● RECORDED INFORMATION
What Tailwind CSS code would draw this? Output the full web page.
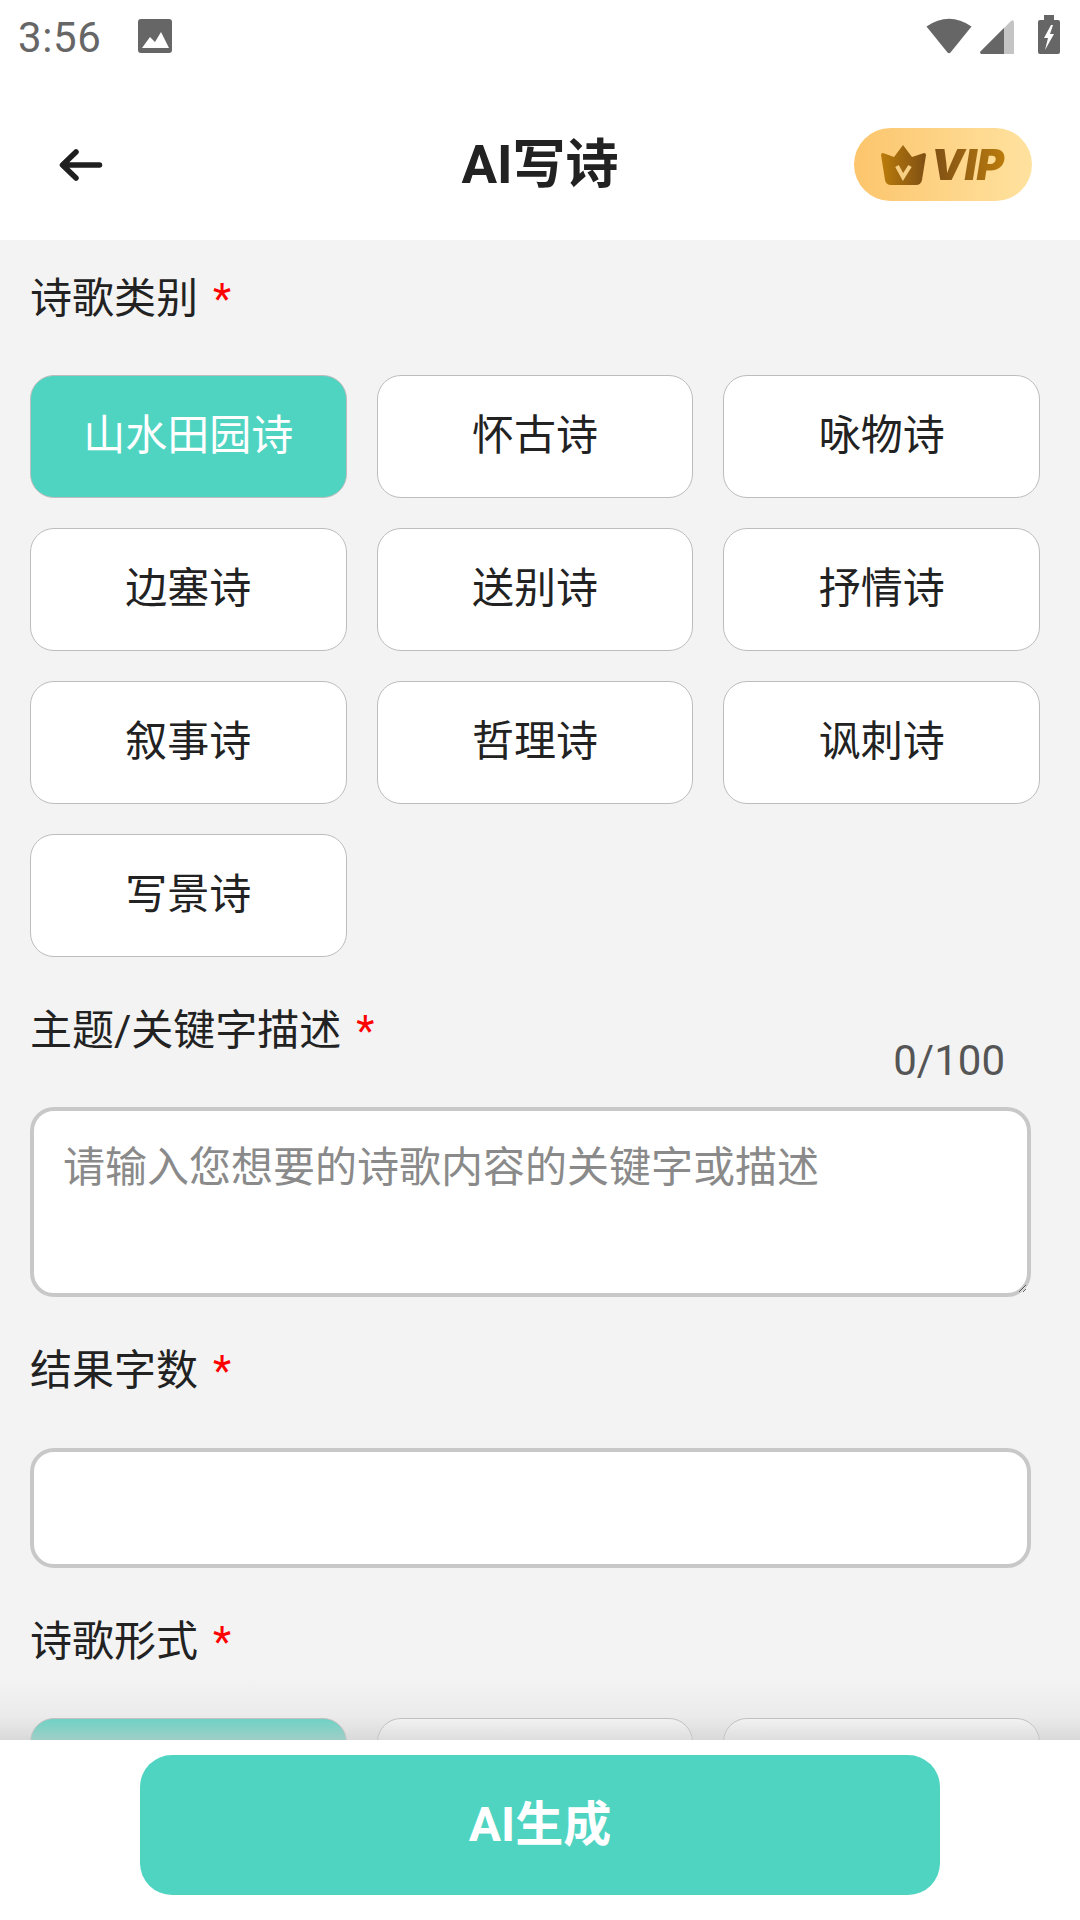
<!DOCTYPE html>
<html lang="zh-CN">
<head>
  <meta charset="UTF-8">
  <meta name="viewport" content="width=device-width, initial-scale=1.0">
  <title>AI写诗</title>
  <script src="https://cdn.jsdelivr.net/npm/@tailwindcss/browser@4"></script>
</head>
<body class="bg-white">
  <div class="w-[1080px] h-[1920px] flex flex-col overflow-hidden font-['Roboto','Noto_Sans_CJK_SC',sans-serif] text-[#222]">

    <!-- status bar -->
    <div class="h-[80px] shrink-0 flex items-start pl-[18px] pr-[20px] pt-[16px] text-[#666]">
      <span class="text-[42px] leading-[44px] tracking-[0.6px]">3:56</span>
      <svg class="ml-[37px] mt-[3px]" width="34" height="34" viewBox="0 0 34 34"><rect width="34" height="34" rx="3" fill="#666"/><path d="M4 29 L12 18 L17 23 L23 13 L31 29 Z" fill="#fff"/></svg>
      <div class="ml-auto -mt-[1px] flex items-start">
        <svg class="mt-[2px]" width="46" height="37" viewBox="0 0 46 37"><path d="M0.5 9.500 Q23 -6 45.500 9.500 L24.500 35.500 Q23 37 21.500 35.500 Z" fill="#666"/></svg>
        <svg class="ml-[8px] mt-[5px]" width="34" height="34" viewBox="0 0 34 34"><path d="M0 32 L31 1 Q34 -1 34 3 L34 34 L1 34 Z" fill="#c4c4c4"/><path d="M0 32 L24 8 L24 34 L1 34 Z" fill="#666"/></svg>
        <svg class="ml-[24px]" width="22" height="39" viewBox="0 0 22 39"><path d="M6 0 H16 V5 H20 Q22 5 22 7 V37 Q22 39 20 39 H2 Q0 39 0 37 V7 Q0 5 2 5 H6 Z" fill="#666"/><path d="M13 10 L6 23 H10 L7 35 L16 19 H12 L15 10 Z" fill="#fff"/></svg>
      </div>
    </div>

    <!-- header -->
    <div class="h-[160px] shrink-0 relative flex items-center justify-center">
      <svg class="absolute left-[58px] top-[68px]" width="46" height="34" viewBox="0 0 46 34" fill="none" stroke="#1f1f1f" stroke-width="5.5" stroke-linecap="round" stroke-linejoin="round"><path d="M41.500 17 H5 M18 4 L4.500 17 L18 30"/></svg>
      <h1 class="text-[53px] leading-none font-bold mt-[11px]">AI写诗</h1>
      <div class="absolute left-[854px] top-[48px] w-[178px] h-[73px] rounded-full bg-gradient-to-r from-[#fcc56c] to-[#ffe29f] flex items-center pl-[27px]">
        <svg width="45" height="40" viewBox="0 0 45 40">
          <defs><linearGradient id="crown"><stop offset="0" stop-color="#bb7c0a"/><stop offset="1" stop-color="#7e4f14"/></linearGradient></defs>
          <path d="M22 0 L31 12 L43 8 Q45 8 45 10 L41 35 Q40 40 35 40 H10 Q5 40 4 35 L0 10 Q0 8 2 8 L13 12 Z" fill="url(#crown)"/>
          <path d="M16 21 L22 32 L29 21" fill="none" stroke="#f6cf85" stroke-width="4"/>
        </svg>
        <span class="ml-[5px] text-[42px] leading-none font-black italic font-['Inter',sans-serif] text-transparent bg-clip-text bg-gradient-to-r from-[#7e4f14] to-[#bb7c0a] pr-[2px]">VIP</span>
      </div>
    </div>

    <!-- form -->
    <div class="flex-1 min-h-0 overflow-hidden bg-[#f3f3f3]">
      <div class="h-[135px] pl-[30px] pt-[31px] text-[42px] leading-[56px] flex">
        诗歌类别<span class="ml-[15px] text-[#f00]">*</span>
      </div>
      <div class="grid grid-cols-3 gap-x-[30px] gap-y-[30px] w-[1010px] ml-[30px] text-[42px]">
        <button class="h-[123px] pb-[2px] rounded-[24px] border border-[#bdbdbd] bg-[#50d4c2] text-white">山水田园诗</button>
        <button class="h-[123px] pb-[2px] rounded-[24px] border border-[#bdbdbd] bg-white">怀古诗</button>
        <button class="h-[123px] pb-[2px] rounded-[24px] border border-[#bdbdbd] bg-white">咏物诗</button>
        <button class="h-[123px] pb-[2px] rounded-[24px] border border-[#bdbdbd] bg-white">边塞诗</button>
        <button class="h-[123px] pb-[2px] rounded-[24px] border border-[#bdbdbd] bg-white">送别诗</button>
        <button class="h-[123px] pb-[2px] rounded-[24px] border border-[#bdbdbd] bg-white">抒情诗</button>
        <button class="h-[123px] pb-[2px] rounded-[24px] border border-[#bdbdbd] bg-white">叙事诗</button>
        <button class="h-[123px] pb-[2px] rounded-[24px] border border-[#bdbdbd] bg-white">哲理诗</button>
        <button class="h-[123px] pb-[2px] rounded-[24px] border border-[#bdbdbd] bg-white">讽刺诗</button>
        <button class="h-[123px] pb-[2px] rounded-[24px] border border-[#bdbdbd] bg-white">写景诗</button>
      </div>

      <div class="h-[150px] pl-[30px] pt-[46px] pr-[75px] flex text-[42px] leading-[56px]">
        主题/关键字描述<span class="ml-[15px] text-[#f00]">*</span>
        <span class="ml-auto mt-[30px] text-[#555] text-[42px] leading-[56px]">0/100</span>
      </div>
      <textarea class="block w-[1001px] h-[190px] ml-[30px] rounded-[24px] border-4 border-[#c8c8c8] bg-white pl-[29px] pr-[30px] py-[29px] text-[42px] leading-[56px] placeholder:text-[#8a8a8a]" placeholder="请输入您想要的诗歌内容的关键字或描述"></textarea>

      <div class="h-[151px] pl-[30px] pt-[46px] text-[42px] leading-[56px] flex">
        结果字数<span class="ml-[15px] text-[#f00]">*</span>
      </div>
      <input class="block w-[1001px] h-[120px] ml-[30px] rounded-[24px] border-4 border-[#c8c8c8] bg-white" type="text">

      <div class="h-[150px] pl-[30px] pt-[46px] text-[42px] leading-[56px] flex">
        诗歌形式<span class="ml-[15px] text-[#f00]">*</span>
      </div>
      <div class="grid grid-cols-3 gap-x-[30px] w-[1010px] ml-[30px]">
        <div class="h-[123px] rounded-[24px] border border-[#bdbdbd] bg-[#50d4c2]"></div>
        <div class="h-[123px] rounded-[24px] border border-[#bdbdbd] bg-white"></div>
        <div class="h-[123px] rounded-[24px] border border-[#bdbdbd] bg-white"></div>
      </div>
    </div>

    <!-- bottom bar -->
    <div class="relative h-[180px] shrink-0 bg-white pt-[15px]">
      <div class="absolute left-0 right-0 -top-[60px] h-[60px] bg-gradient-to-b from-transparent via-[#cbcbcb]/20 via-60% to-[#cbcbcb]/65"></div>
      <button class="block w-[800px] h-[140px] mx-auto rounded-[32px] bg-[#50d4c2] text-white text-[48px] font-bold">AI生成</button>
    </div>
  </div>
</body>
</html>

● WORK TO COMPLETE
Search the data for the word "full" and copy each line where it appears.

● EXERCISE RESPONSE
What Tailwind CSS code would draw this? Output the full web page.
      <div class="absolute left-[854px] top-[48px] w-[178px] h-[73px] rounded-full bg-gradient-to-r from-[#fcc56c] to-[#ffe29f] flex items-center pl-[27px]">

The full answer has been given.